A quadratic function of two variables is given as \[ f(x_1, x_2) = x_1^2 + 2x_2^2 + 3x_1 + 3x_2 + x_1x_2 + 1 \] The magnitude of the maximum rate of change of the function at the point (1,1) is ................... (Round off to the nearest integer).

Hint:

The maximum rate of change of a multivariable function at a point is equal to the magnitude of its gradient vector at that point.

Answer 1

Step 1: Gradient of function.
\[ \nabla f = \left( \frac{\partial f}{\partial x_1}, \frac{\partial f}{\partial x_2} \right) \] \[ \frac{\partial f}{\partial x_1} = 2x_1 + x_2 + 3 \] \[ \frac{\partial f}{\partial x_2} = 4x_2 + x_1 + 3 \]

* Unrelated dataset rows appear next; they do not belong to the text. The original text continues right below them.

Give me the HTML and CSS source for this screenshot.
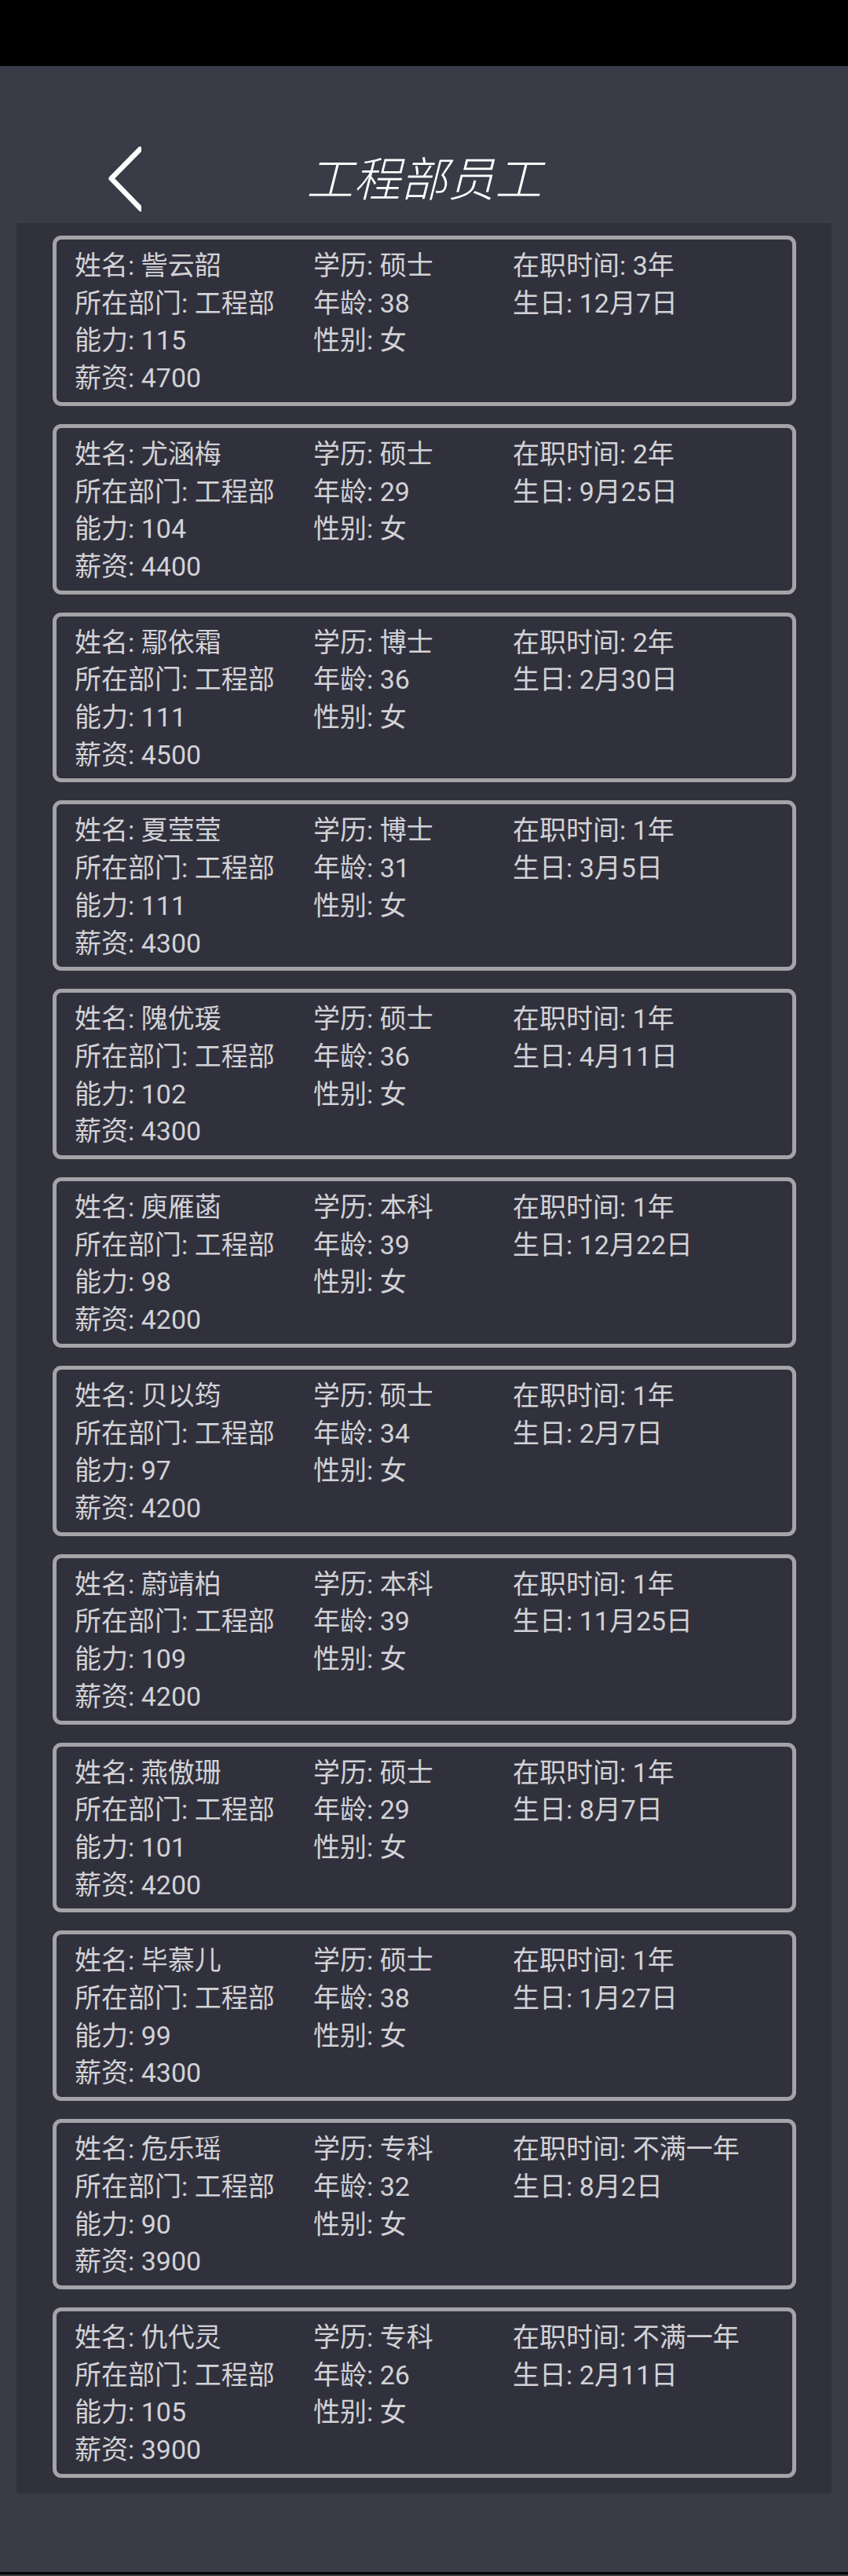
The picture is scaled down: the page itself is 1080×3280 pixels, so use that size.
FILE: index.html
```html
<!DOCTYPE html>
<html lang="zh-CN">
<head>
<meta charset="utf-8">
<title>工程部员工</title>
<link rel="stylesheet" href="styles.css">
</head>
<body>
<div class="statusbar"></div>
<header class="topbar">
  <div class="back">
    <svg width="60" height="90" viewBox="0 0 60 90"><path d="M58.3 7 L21.7 44.3 L59.3 83" fill="none" stroke="#ffffff" stroke-width="6.5" stroke-linecap="round" stroke-linejoin="round"/></svg>
  </div>
  <h1 class="title">工程部员工</h1>
  <div></div>
</header>
<main class="panel">
  <section class="card">
    <span>姓名: 訾云韶</span><span>学历: 硕士</span><span>在职时间: 3年</span>
    <span>所在部门: 工程部</span><span>年龄: 38</span><span>生日: 12月7日</span>
    <span>能力: 115</span><span>性别: 女</span><span></span>
    <span>薪资: 4700</span>
  </section>
  <section class="card">
    <span>姓名: 尤涵梅</span><span>学历: 硕士</span><span>在职时间: 2年</span>
    <span>所在部门: 工程部</span><span>年龄: 29</span><span>生日: 9月25日</span>
    <span>能力: 104</span><span>性别: 女</span><span></span>
    <span>薪资: 4400</span>
  </section>
  <section class="card">
    <span>姓名: 鄢依霜</span><span>学历: 博士</span><span>在职时间: 2年</span>
    <span>所在部门: 工程部</span><span>年龄: 36</span><span>生日: 2月30日</span>
    <span>能力: 111</span><span>性别: 女</span><span></span>
    <span>薪资: 4500</span>
  </section>
  <section class="card">
    <span>姓名: 夏莹莹</span><span>学历: 博士</span><span>在职时间: 1年</span>
    <span>所在部门: 工程部</span><span>年龄: 31</span><span>生日: 3月5日</span>
    <span>能力: 111</span><span>性别: 女</span><span></span>
    <span>薪资: 4300</span>
  </section>
  <section class="card">
    <span>姓名: 隗优瑗</span><span>学历: 硕士</span><span>在职时间: 1年</span>
    <span>所在部门: 工程部</span><span>年龄: 36</span><span>生日: 4月11日</span>
    <span>能力: 102</span><span>性别: 女</span><span></span>
    <span>薪资: 4300</span>
  </section>
  <section class="card">
    <span>姓名: 庾雁菡</span><span>学历: 本科</span><span>在职时间: 1年</span>
    <span>所在部门: 工程部</span><span>年龄: 39</span><span>生日: 12月22日</span>
    <span>能力: 98</span><span>性别: 女</span><span></span>
    <span>薪资: 4200</span>
  </section>
  <section class="card">
    <span>姓名: 贝以筠</span><span>学历: 硕士</span><span>在职时间: 1年</span>
    <span>所在部门: 工程部</span><span>年龄: 34</span><span>生日: 2月7日</span>
    <span>能力: 97</span><span>性别: 女</span><span></span>
    <span>薪资: 4200</span>
  </section>
  <section class="card">
    <span>姓名: 蔚靖柏</span><span>学历: 本科</span><span>在职时间: 1年</span>
    <span>所在部门: 工程部</span><span>年龄: 39</span><span>生日: 11月25日</span>
    <span>能力: 109</span><span>性别: 女</span><span></span>
    <span>薪资: 4200</span>
  </section>
  <section class="card">
    <span>姓名: 燕傲珊</span><span>学历: 硕士</span><span>在职时间: 1年</span>
    <span>所在部门: 工程部</span><span>年龄: 29</span><span>生日: 8月7日</span>
    <span>能力: 101</span><span>性别: 女</span><span></span>
    <span>薪资: 4200</span>
  </section>
  <section class="card">
    <span>姓名: 毕慕儿</span><span>学历: 硕士</span><span>在职时间: 1年</span>
    <span>所在部门: 工程部</span><span>年龄: 38</span><span>生日: 1月27日</span>
    <span>能力: 99</span><span>性别: 女</span><span></span>
    <span>薪资: 4300</span>
  </section>
  <section class="card">
    <span>姓名: 危乐瑶</span><span>学历: 专科</span><span>在职时间: 不满一年</span>
    <span>所在部门: 工程部</span><span>年龄: 32</span><span>生日: 8月2日</span>
    <span>能力: 90</span><span>性别: 女</span><span></span>
    <span>薪资: 3900</span>
  </section>
  <section class="card">
    <span>姓名: 仇代灵</span><span>学历: 专科</span><span>在职时间: 不满一年</span>
    <span>所在部门: 工程部</span><span>年龄: 26</span><span>生日: 2月11日</span>
    <span>能力: 105</span><span>性别: 女</span><span></span>
    <span>薪资: 3900</span>
  </section>
</main>
<div class="bottom-space"></div>
<div class="navbar"></div>
</body>
</html>
```

FILE: styles.css
```css
html, body {
  margin: 0;
  padding: 0;
}
body {
  background: #393c46;
  font-family: Roboto, "Noto Sans CJK SC", sans-serif;
  color: #d2d2d6;
}
.statusbar {
  height: 84px;
  background: #000000;
}
.topbar {
  height: 112px;
  padding-top: 88px;
  display: grid;
  grid-template-columns: 1fr auto 1fr;
  align-items: center;
}
.back {
  padding-left: 120px;
  display: flex;
  align-items: center;
}
.back svg {
  display: block;
}
.title {
  margin: 0 0 8px 0;
  font-family: "Noto Sans CJK SC", sans-serif;
  font-weight: 300;
  font-style: italic;
  font-size: 60px;
  line-height: 1;
  color: #ffffff;
}
.panel {
  margin: 0 21px;
  background: #31313c;
  padding: 16px 45px 20px 46px;
  display: flex;
  flex-direction: column;
  gap: 23px;
}
.card {
  border: 5px solid #a4a4a8;
  border-radius: 11px;
  background: #31313d;
  padding: 10px 20px 6px 23px;
  display: grid;
  grid-template-columns: 304px 254px 1fr;
  font-size: 34px;
  line-height: 47.7px;
  white-space: nowrap;
}
.bottom-space {
  height: 100px;
}
.navbar {
  height: 3px;
  background: #000000;
}
```
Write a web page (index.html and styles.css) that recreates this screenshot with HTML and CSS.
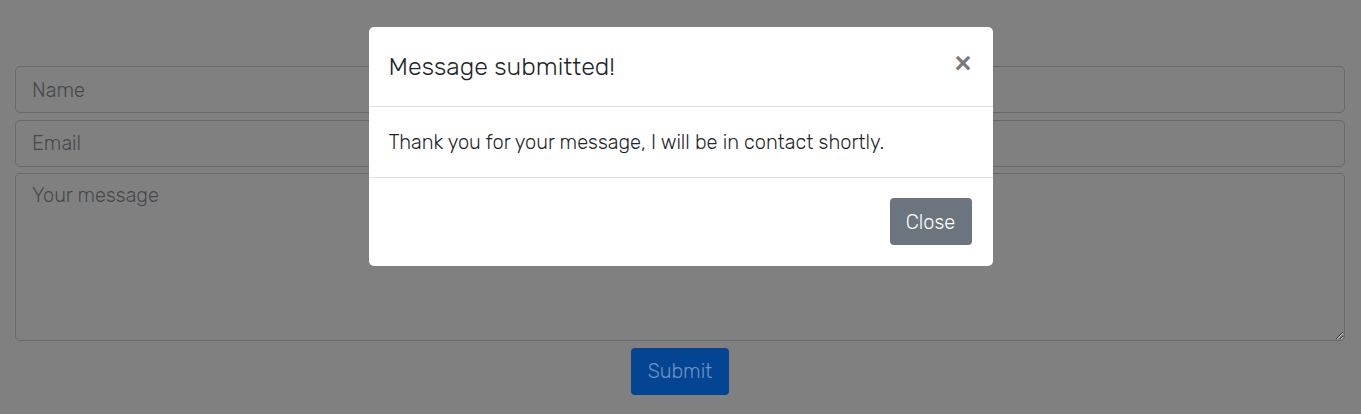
FILE: index.html
```html
<!DOCTYPE html>
<html lang="en">
<head>
<meta charset="utf-8">
<title>Contact</title>
<link rel="stylesheet" href="styles.css">
</head>
<body>
<main class="page">
  <form class="contact-form">
    <input class="field" type="text" placeholder="Name">
    <input class="field" type="email" placeholder="Email">
    <textarea class="field field-area" placeholder="Your message"></textarea>
    <div class="actions">
      <button type="button" class="btn btn-submit">Submit</button>
    </div>
  </form>
</main>
<div class="backdrop">
  <div class="modal">
    <div class="modal-header">
      <h5 class="modal-title">Message submitted!</h5>
      <span class="modal-close">&times;</span>
    </div>
    <div class="modal-body">Thank you for your message, I will be in contact shortly.</div>
    <div class="modal-footer">
      <button type="button" class="btn btn-close">Close</button>
    </div>
  </div>
</div>
</body>
</html>
```
FILE: styles.css
```css
* { box-sizing: border-box; }
html, body { margin: 0; height: 100%; }
body {
  background: #808080;
  font-family: Rubik, Roboto, "Noto Sans", sans-serif;
  font-weight: 300;
  overflow: hidden;
}
.page {
  padding: 66px 16px 0 15px;
}
.contact-form {
  display: flex;
  flex-direction: column;
  gap: 6.5px;
}
.field {
  display: block;
  width: 100%;
  height: 47px;
  padding: 7px 16px;
  font: inherit;
  font-size: 20px;
  color: #404246;
  background: #808080;
  border: 1px solid #67696c;
  border-radius: 5px;
  outline: none;
}
.field::placeholder { color: #46484c; opacity: 1; }
.field-area {
  height: 168px;
  resize: vertical;
  padding-top: 9px;
}
.actions {
  display: flex;
  justify-content: center;
}
.btn {
  font: inherit;
  font-weight: 300;
  font-size: 20px;
  line-height: 30px;
  padding: 7px 15px;
  border: 1px solid transparent;
  border-radius: 4px;
  cursor: pointer;
}
.btn-submit {
  width: 98px;
  height: 47px;
  background: #034592;
  color: #7394c2;
}
.backdrop {
  position: fixed;
  inset: 0;
  display: flex;
  justify-content: center;
  align-items: flex-start;
  padding-top: 27px;
}
.modal {
  width: 624px;
  background: #fff;
  border-radius: 5px;
  color: #212529;
}
.modal-header {
  display: flex;
  align-items: center;
  justify-content: space-between;
  height: 80px;
  padding: 0 21px 0 20px;
  border-bottom: 1px solid #dee2e6;
}
.modal-title {
  margin: 0;
  font-size: 25px;
  font-weight: 300;
  color: #212529;
}
.modal-close {
  font-size: 29px;
  font-weight: 700;
  color: #7a7a7a;
  line-height: 1;
  margin-top: -6px;
  font-family: Arial, "Liberation Sans", sans-serif;
}
.modal-body {
  height: 71px;
  padding: 20px;
  font-size: 20px;
  line-height: 30px;
  border-bottom: 1px solid #dee2e6;
}
.modal-footer {
  display: flex;
  justify-content: flex-end;
  padding: 20px 21px 21px 20px;
}
.btn-close {
  width: 82px;
  height: 47px;
  background: #6c757d;
  color: #fff;
}
```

Step 2: Evaluate at (1,1).
\[ \frac{\partial f}{\partial x_1} = 2(1) + 1 + 3 = 6 \] \[ \frac{\partial f}{\partial x_2} = 4(1) + 1 + 3 = 8 \] So gradient = (6, 8).

Step 3: Maximum rate of change.
Magnitude of gradient = \[ |\nabla f| = \sqrt{6^2 + 8^2} = \sqrt{36+64} = \sqrt{100} = 10 \] Correction: Exactly 10, not 9.

Final Answer:
\[ \boxed{10} \]